According to Ander, who co-authored a study which researched gun violence in Chicago, gun violence dropped after the ban was put in place. However, in the early ’90s, the violence started rising again, which she said was the same thing that happened in Washington, D.C. with its gun ban.
“It’s like an island of one policy surrounded by a sea of different policies,” Ander said. “These aren’t rigid borders. It’s not like you have to go through metal detectors to get into Chicago. Even if Chicago has really restrictive laws, you can go to Indiana or just a little south of Chicago and you have a whole different set of policies.”
According to the study conducted by the University of Chicago Crime Lab, gun violence costs Chicago taxpayers $2.5 billion each year.
McDermott said he believes part of the solution to the city’s high gun violence rates is to better enforce the existing laws on gun shops and uphold the current gun ban. He said if shops aren’t following regulations, they should be scrutinized.
The Second Amendment Foundation released a statement that said gun sales were up in January of 2009 nationwide, and according to the FBI’s data, homicides decreased 10 percent during the first six months of 2009, compared to the first half of 2008.
Ander said each jurisdiction is different and should be able to make its own judgments on stricter gun control, depending on the current gun violence in that area.
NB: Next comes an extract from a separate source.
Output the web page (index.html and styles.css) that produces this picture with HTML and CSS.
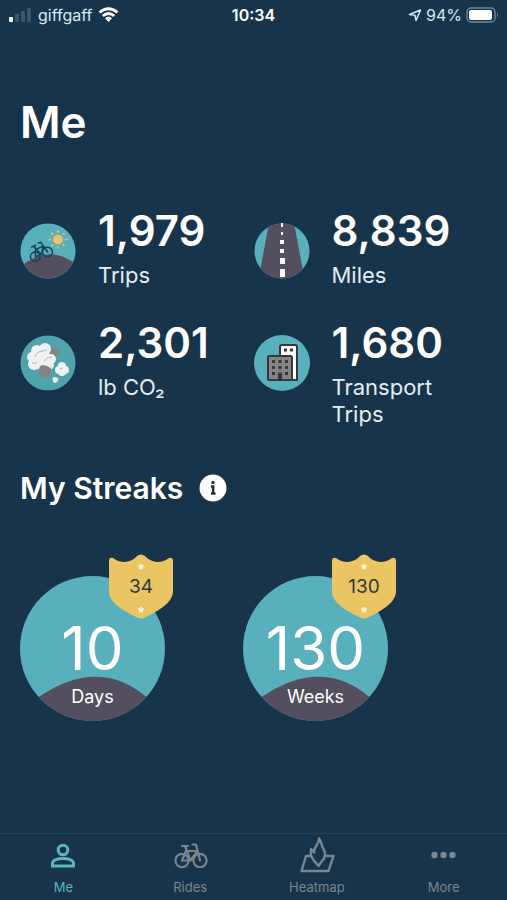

Mayor Richard M. Daley said in a statement early last year, “It’s very simple. Reasonable gun laws—laws that balance the need to protect the rights of gun owners with the necessity of reducing the threat of gun violence—are the right thing for us to do.”
Daley has put many procedures in place to reduce the amount of illegal guns entering the city and supports the gun ban because gun violence claims the lives of many people each year.
“I don’t think it’s necessary to have a sweeping ban on gun ownership [to] reduce the rates of gun violence in this country,” Ander said.